GIVEN PROBLEM ::
Word for word, print each line of the listing below; pictures stay out.

== MATERIAL PROVIDED ==

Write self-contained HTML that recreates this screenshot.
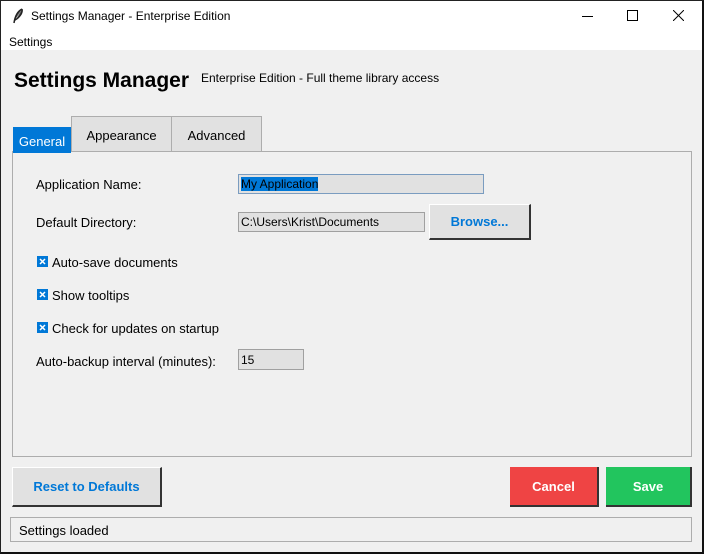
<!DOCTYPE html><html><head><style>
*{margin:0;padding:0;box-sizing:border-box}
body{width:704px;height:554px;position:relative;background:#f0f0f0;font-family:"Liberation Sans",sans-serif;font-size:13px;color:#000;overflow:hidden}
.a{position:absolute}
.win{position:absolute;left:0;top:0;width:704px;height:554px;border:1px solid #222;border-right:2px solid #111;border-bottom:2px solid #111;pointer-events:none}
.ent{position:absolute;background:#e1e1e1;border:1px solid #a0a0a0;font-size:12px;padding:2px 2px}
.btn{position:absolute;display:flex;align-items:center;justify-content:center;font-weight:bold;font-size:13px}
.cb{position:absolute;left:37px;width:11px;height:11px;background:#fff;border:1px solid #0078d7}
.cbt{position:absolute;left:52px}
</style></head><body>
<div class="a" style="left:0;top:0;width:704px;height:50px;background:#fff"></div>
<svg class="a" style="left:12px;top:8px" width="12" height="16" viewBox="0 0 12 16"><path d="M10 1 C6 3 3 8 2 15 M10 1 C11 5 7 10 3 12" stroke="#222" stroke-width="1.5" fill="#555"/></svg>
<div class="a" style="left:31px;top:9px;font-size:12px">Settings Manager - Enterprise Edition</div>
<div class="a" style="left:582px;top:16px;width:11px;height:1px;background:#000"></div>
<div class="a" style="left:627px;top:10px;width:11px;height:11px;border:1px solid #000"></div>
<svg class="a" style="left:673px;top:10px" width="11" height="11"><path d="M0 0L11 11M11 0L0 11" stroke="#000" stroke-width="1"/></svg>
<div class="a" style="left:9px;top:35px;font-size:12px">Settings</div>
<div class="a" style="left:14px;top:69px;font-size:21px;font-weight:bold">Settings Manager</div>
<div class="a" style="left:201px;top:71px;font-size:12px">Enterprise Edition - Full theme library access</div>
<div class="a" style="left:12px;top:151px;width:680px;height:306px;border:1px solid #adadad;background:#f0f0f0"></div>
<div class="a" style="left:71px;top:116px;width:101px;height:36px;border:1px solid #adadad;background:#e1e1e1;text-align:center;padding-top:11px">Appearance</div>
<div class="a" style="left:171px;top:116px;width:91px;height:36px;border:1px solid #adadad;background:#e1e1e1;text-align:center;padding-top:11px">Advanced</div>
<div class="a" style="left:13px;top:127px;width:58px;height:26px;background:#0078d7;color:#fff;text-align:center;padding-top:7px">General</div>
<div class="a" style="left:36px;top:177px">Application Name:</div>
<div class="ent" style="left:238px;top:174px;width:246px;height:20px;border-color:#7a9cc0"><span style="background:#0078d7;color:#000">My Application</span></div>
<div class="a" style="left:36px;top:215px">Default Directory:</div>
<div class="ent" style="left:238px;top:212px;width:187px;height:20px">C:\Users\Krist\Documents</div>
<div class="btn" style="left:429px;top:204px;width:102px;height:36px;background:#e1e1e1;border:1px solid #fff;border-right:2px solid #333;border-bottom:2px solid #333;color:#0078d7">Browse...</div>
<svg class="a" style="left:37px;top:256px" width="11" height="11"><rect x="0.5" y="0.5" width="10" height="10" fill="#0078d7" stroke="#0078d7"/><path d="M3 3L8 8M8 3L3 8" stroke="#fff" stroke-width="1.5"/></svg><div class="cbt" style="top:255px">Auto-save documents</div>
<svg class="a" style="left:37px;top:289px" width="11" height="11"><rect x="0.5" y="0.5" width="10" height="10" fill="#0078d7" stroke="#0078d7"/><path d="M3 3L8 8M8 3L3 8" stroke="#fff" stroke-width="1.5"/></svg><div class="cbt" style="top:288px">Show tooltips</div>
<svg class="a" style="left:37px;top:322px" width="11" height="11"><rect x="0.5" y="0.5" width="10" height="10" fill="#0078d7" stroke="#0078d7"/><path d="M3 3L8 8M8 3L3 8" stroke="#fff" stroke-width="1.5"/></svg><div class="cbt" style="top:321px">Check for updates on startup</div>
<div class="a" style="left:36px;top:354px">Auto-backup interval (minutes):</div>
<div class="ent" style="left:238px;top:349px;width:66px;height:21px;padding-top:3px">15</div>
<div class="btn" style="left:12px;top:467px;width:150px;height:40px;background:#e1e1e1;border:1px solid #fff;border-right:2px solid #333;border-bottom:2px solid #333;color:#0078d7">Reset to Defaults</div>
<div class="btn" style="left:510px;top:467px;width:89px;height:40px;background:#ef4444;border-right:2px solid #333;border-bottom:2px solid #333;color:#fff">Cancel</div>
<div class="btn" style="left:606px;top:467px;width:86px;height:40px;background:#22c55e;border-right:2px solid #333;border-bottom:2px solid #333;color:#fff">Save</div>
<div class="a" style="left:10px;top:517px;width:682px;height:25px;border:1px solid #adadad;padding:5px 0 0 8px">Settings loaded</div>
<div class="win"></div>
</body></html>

===

SOLUTION TO THIS EXERCISE ::
Write self-contained HTML that recreates this screenshot.
<!DOCTYPE html><html><head><style>
*{margin:0;padding:0;box-sizing:border-box}
body{width:704px;height:554px;position:relative;background:#f0f0f0;font-family:"Liberation Sans",sans-serif;font-size:13px;color:#000;overflow:hidden}
.a{position:absolute}
.win{position:absolute;left:0;top:0;width:704px;height:554px;border:1px solid #222;border-right:2px solid #111;border-bottom:2px solid #111;pointer-events:none}
.ent{position:absolute;background:#e1e1e1;border:1px solid #a0a0a0;font-size:12px;padding:2px 2px}
.btn{position:absolute;display:flex;align-items:center;justify-content:center;font-weight:bold;font-size:13px}
.cb{position:absolute;left:37px;width:11px;height:11px;background:#fff;border:1px solid #0078d7}
.cbt{position:absolute;left:52px}
</style></head><body>
<div class="a" style="left:0;top:0;width:704px;height:50px;background:#fff"></div>
<svg class="a" style="left:12px;top:8px" width="12" height="16" viewBox="0 0 12 16"><path d="M10 1 C6 3 3 8 2 15 M10 1 C11 5 7 10 3 12" stroke="#222" stroke-width="1.5" fill="#555"/></svg>
<div class="a" style="left:31px;top:9px;font-size:12px">Settings Manager - Enterprise Edition</div>
<div class="a" style="left:582px;top:16px;width:11px;height:1px;background:#000"></div>
<div class="a" style="left:627px;top:10px;width:11px;height:11px;border:1px solid #000"></div>
<svg class="a" style="left:673px;top:10px" width="11" height="11"><path d="M0 0L11 11M11 0L0 11" stroke="#000" stroke-width="1"/></svg>
<div class="a" style="left:9px;top:35px;font-size:12px">Settings</div>
<div class="a" style="left:14px;top:69px;font-size:21px;font-weight:bold">Settings Manager</div>
<div class="a" style="left:201px;top:71px;font-size:12px">Enterprise Edition - Full theme library access</div>
<div class="a" style="left:12px;top:151px;width:680px;height:306px;border:1px solid #adadad;background:#f0f0f0"></div>
<div class="a" style="left:71px;top:116px;width:101px;height:36px;border:1px solid #adadad;background:#e1e1e1;text-align:center;padding-top:11px">Appearance</div>
<div class="a" style="left:171px;top:116px;width:91px;height:36px;border:1px solid #adadad;background:#e1e1e1;text-align:center;padding-top:11px">Advanced</div>
<div class="a" style="left:13px;top:127px;width:58px;height:26px;background:#0078d7;color:#fff;text-align:center;padding-top:7px">General</div>
<div class="a" style="left:36px;top:177px">Application Name:</div>
<div class="ent" style="left:238px;top:174px;width:246px;height:20px;border-color:#7a9cc0"><span style="background:#0078d7;color:#000">My Application</span></div>
<div class="a" style="left:36px;top:215px">Default Directory:</div>
<div class="ent" style="left:238px;top:212px;width:187px;height:20px">C:\Users\Krist\Documents</div>
<div class="btn" style="left:429px;top:204px;width:102px;height:36px;background:#e1e1e1;border:1px solid #fff;border-right:2px solid #333;border-bottom:2px solid #333;color:#0078d7">Browse...</div>
<svg class="a" style="left:37px;top:256px" width="11" height="11"><rect x="0.5" y="0.5" width="10" height="10" fill="#0078d7" stroke="#0078d7"/><path d="M3 3L8 8M8 3L3 8" stroke="#fff" stroke-width="1.5"/></svg><div class="cbt" style="top:255px">Auto-save documents</div>
<svg class="a" style="left:37px;top:289px" width="11" height="11"><rect x="0.5" y="0.5" width="10" height="10" fill="#0078d7" stroke="#0078d7"/><path d="M3 3L8 8M8 3L3 8" stroke="#fff" stroke-width="1.5"/></svg><div class="cbt" style="top:288px">Show tooltips</div>
<svg class="a" style="left:37px;top:322px" width="11" height="11"><rect x="0.5" y="0.5" width="10" height="10" fill="#0078d7" stroke="#0078d7"/><path d="M3 3L8 8M8 3L3 8" stroke="#fff" stroke-width="1.5"/></svg><div class="cbt" style="top:321px">Check for updates on startup</div>
<div class="a" style="left:36px;top:354px">Auto-backup interval (minutes):</div>
<div class="ent" style="left:238px;top:349px;width:66px;height:21px;padding-top:3px">15</div>
<div class="btn" style="left:12px;top:467px;width:150px;height:40px;background:#e1e1e1;border:1px solid #fff;border-right:2px solid #333;border-bottom:2px solid #333;color:#0078d7">Reset to Defaults</div>
<div class="btn" style="left:510px;top:467px;width:89px;height:40px;background:#ef4444;border-right:2px solid #333;border-bottom:2px solid #333;color:#fff">Cancel</div>
<div class="btn" style="left:606px;top:467px;width:86px;height:40px;background:#22c55e;border-right:2px solid #333;border-bottom:2px solid #333;color:#fff">Save</div>
<div class="a" style="left:10px;top:517px;width:682px;height:25px;border:1px solid #adadad;padding:5px 0 0 8px">Settings loaded</div>
<div class="win"></div>
</body></html>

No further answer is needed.